## Task directions
Please find all lines in the data that hold the string "this" and copy them.

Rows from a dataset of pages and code

________________

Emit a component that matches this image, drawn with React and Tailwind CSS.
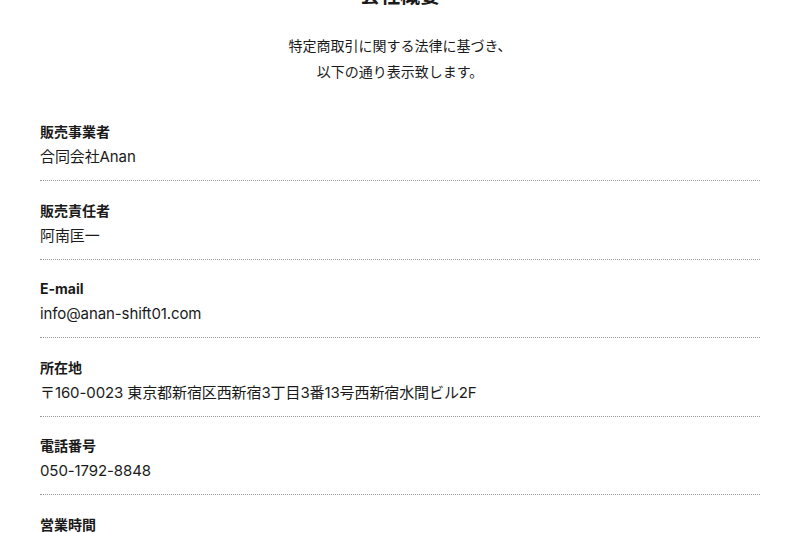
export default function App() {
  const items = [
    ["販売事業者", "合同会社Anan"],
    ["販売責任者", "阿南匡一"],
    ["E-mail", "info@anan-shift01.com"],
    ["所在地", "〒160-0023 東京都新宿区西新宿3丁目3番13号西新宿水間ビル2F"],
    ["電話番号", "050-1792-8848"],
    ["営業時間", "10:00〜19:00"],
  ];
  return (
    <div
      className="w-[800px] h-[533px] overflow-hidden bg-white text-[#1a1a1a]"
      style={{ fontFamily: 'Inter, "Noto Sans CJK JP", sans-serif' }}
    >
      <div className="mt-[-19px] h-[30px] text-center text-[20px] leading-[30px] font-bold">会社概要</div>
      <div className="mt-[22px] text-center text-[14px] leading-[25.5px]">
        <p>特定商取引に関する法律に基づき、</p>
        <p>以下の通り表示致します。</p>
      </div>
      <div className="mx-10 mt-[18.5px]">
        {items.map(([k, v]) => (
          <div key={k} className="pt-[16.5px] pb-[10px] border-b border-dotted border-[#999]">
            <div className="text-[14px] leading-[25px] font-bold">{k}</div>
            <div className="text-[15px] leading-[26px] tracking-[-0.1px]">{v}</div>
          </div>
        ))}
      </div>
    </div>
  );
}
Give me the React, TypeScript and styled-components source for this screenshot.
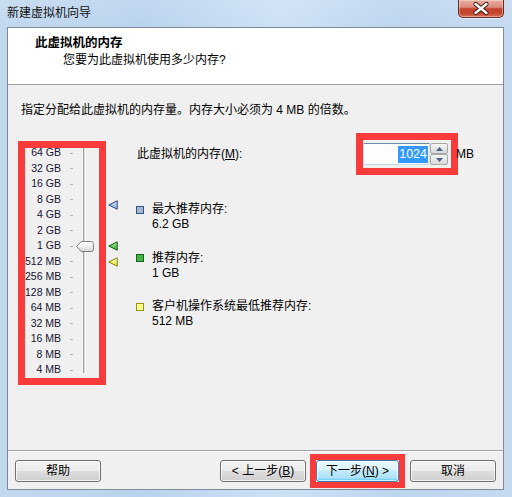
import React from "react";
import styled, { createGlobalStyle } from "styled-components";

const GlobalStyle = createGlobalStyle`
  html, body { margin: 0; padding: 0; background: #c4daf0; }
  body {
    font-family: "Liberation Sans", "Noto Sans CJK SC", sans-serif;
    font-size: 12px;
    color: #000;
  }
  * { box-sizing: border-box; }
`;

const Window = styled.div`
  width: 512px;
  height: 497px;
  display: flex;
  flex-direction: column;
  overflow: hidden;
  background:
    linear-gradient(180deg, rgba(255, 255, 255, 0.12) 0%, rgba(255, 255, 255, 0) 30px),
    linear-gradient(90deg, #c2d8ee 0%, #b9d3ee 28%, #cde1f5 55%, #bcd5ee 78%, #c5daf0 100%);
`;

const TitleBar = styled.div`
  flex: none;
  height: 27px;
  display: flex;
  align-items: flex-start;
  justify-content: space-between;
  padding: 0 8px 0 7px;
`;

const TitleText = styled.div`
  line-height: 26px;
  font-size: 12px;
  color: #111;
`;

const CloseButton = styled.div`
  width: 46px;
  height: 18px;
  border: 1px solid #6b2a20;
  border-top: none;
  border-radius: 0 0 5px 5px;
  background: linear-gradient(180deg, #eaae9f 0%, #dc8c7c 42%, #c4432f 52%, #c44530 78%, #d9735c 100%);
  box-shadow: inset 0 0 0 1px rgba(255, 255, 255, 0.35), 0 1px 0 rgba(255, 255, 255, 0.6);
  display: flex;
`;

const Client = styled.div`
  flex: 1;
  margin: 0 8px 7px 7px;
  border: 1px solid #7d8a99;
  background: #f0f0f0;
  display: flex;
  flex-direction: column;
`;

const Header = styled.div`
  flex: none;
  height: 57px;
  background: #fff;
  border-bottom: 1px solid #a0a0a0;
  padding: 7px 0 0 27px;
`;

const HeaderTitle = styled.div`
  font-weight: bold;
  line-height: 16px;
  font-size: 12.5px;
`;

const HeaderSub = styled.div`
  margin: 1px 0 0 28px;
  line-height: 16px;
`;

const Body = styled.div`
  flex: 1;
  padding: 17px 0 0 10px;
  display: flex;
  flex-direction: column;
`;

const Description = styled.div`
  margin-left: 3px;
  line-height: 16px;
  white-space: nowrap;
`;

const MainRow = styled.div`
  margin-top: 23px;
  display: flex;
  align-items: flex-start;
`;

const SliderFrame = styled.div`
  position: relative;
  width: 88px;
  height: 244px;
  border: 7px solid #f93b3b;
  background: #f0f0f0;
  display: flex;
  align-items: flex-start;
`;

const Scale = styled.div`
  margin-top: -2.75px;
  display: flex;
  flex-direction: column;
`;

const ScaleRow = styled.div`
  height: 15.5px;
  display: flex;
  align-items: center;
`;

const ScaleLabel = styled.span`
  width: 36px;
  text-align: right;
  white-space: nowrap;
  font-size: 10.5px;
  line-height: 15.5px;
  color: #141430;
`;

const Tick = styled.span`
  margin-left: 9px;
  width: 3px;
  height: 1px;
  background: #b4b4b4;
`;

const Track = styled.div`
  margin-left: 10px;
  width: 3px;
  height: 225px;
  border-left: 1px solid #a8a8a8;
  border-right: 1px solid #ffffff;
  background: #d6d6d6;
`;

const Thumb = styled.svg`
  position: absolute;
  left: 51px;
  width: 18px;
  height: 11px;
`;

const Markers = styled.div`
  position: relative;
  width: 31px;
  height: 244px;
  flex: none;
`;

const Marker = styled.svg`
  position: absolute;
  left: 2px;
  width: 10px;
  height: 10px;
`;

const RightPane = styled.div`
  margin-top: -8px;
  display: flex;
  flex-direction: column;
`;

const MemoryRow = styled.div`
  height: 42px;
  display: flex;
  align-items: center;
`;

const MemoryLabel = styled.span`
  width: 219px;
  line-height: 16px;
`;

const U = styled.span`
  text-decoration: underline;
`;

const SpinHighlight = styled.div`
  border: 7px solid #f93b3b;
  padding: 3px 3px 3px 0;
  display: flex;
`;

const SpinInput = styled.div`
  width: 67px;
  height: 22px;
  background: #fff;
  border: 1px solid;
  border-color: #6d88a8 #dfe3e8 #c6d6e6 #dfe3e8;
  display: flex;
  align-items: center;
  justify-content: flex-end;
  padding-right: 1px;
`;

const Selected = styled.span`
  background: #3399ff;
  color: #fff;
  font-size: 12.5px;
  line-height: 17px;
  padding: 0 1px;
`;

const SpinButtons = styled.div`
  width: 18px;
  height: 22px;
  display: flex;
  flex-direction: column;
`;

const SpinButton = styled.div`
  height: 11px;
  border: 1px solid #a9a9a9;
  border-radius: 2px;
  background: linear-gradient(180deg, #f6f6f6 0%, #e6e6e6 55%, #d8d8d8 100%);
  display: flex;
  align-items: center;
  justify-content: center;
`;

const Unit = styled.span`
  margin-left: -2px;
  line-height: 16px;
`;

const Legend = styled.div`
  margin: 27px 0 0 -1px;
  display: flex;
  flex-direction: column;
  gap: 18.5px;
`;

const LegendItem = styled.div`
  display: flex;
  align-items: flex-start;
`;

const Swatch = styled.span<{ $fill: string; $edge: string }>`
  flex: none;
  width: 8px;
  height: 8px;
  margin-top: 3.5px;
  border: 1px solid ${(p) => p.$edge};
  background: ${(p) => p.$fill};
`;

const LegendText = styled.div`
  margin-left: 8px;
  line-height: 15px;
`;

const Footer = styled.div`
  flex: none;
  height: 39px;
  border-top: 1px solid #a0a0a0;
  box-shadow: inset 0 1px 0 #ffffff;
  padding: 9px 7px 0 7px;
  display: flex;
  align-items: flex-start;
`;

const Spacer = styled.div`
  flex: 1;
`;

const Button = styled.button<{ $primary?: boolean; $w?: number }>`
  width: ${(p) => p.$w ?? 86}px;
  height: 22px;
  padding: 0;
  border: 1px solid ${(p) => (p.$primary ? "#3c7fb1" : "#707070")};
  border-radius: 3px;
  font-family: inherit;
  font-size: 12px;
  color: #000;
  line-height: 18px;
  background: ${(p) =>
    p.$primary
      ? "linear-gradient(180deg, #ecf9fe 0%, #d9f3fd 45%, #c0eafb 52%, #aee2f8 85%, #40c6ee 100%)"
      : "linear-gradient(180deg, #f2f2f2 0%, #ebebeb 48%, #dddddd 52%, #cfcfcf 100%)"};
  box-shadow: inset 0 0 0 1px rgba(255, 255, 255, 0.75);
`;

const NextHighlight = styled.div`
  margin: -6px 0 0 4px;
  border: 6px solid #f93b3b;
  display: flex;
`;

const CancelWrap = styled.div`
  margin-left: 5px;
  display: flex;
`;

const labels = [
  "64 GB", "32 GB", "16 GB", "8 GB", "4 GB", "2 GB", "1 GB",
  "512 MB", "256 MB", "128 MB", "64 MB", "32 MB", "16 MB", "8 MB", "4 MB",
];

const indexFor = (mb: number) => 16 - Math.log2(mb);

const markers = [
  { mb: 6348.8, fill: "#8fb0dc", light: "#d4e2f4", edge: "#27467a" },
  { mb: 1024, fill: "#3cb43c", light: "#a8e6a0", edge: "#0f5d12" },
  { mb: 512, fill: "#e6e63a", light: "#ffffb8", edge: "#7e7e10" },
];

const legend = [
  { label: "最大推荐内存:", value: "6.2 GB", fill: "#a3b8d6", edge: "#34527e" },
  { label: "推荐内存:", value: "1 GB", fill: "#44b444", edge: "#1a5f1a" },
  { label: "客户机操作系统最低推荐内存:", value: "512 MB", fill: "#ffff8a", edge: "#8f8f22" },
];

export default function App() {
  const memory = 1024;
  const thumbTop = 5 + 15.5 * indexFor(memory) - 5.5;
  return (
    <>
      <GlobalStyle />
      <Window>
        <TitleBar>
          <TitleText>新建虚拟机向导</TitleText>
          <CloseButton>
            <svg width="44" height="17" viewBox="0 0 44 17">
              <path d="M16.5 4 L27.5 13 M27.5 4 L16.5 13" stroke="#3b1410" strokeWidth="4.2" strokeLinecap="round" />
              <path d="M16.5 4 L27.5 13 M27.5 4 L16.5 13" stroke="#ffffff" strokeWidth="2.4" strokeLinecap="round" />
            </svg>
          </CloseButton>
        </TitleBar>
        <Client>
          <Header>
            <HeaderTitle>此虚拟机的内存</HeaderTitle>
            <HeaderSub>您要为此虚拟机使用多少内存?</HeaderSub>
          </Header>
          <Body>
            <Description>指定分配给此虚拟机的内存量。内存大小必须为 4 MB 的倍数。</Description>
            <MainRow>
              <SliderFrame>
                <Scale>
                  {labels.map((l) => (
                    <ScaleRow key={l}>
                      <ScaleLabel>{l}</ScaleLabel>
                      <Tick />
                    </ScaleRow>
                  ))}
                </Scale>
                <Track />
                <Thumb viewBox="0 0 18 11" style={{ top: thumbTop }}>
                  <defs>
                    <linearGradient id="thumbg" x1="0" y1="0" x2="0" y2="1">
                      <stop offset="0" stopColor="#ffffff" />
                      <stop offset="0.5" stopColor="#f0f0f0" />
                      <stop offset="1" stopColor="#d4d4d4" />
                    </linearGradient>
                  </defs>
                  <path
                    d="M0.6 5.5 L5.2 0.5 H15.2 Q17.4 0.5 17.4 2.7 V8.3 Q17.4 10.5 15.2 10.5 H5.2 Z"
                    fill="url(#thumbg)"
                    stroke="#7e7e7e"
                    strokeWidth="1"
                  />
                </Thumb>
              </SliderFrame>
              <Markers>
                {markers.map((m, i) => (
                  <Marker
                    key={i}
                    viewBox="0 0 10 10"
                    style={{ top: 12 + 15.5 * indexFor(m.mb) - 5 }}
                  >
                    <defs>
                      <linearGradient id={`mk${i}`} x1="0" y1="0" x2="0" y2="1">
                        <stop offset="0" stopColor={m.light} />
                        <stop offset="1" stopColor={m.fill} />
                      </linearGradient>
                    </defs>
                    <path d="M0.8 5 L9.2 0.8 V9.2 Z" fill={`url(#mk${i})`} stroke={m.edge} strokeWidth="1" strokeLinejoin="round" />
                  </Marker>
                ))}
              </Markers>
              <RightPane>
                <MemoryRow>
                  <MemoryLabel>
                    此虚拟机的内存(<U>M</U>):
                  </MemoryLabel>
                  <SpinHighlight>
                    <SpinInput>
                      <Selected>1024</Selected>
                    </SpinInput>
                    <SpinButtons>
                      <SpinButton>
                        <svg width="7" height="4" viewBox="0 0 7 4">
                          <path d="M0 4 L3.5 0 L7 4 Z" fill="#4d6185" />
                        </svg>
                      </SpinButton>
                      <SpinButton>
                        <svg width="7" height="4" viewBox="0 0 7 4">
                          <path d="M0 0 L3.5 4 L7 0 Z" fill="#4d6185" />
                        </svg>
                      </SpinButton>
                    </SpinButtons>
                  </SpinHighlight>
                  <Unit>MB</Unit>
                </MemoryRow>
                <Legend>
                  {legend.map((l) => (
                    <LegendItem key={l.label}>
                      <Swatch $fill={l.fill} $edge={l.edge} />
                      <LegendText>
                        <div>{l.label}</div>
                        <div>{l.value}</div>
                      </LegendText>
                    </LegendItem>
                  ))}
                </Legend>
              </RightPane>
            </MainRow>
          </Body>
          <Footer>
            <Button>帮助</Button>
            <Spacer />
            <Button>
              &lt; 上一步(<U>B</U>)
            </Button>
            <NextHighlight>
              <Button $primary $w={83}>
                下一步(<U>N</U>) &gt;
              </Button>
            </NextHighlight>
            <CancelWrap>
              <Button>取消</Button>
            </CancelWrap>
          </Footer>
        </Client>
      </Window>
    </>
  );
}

________________

## Solution
Emit a component that matches this image, drawn with React and Tailwind CSS.
Give me the React, TypeScript and styled-components source for this screenshot.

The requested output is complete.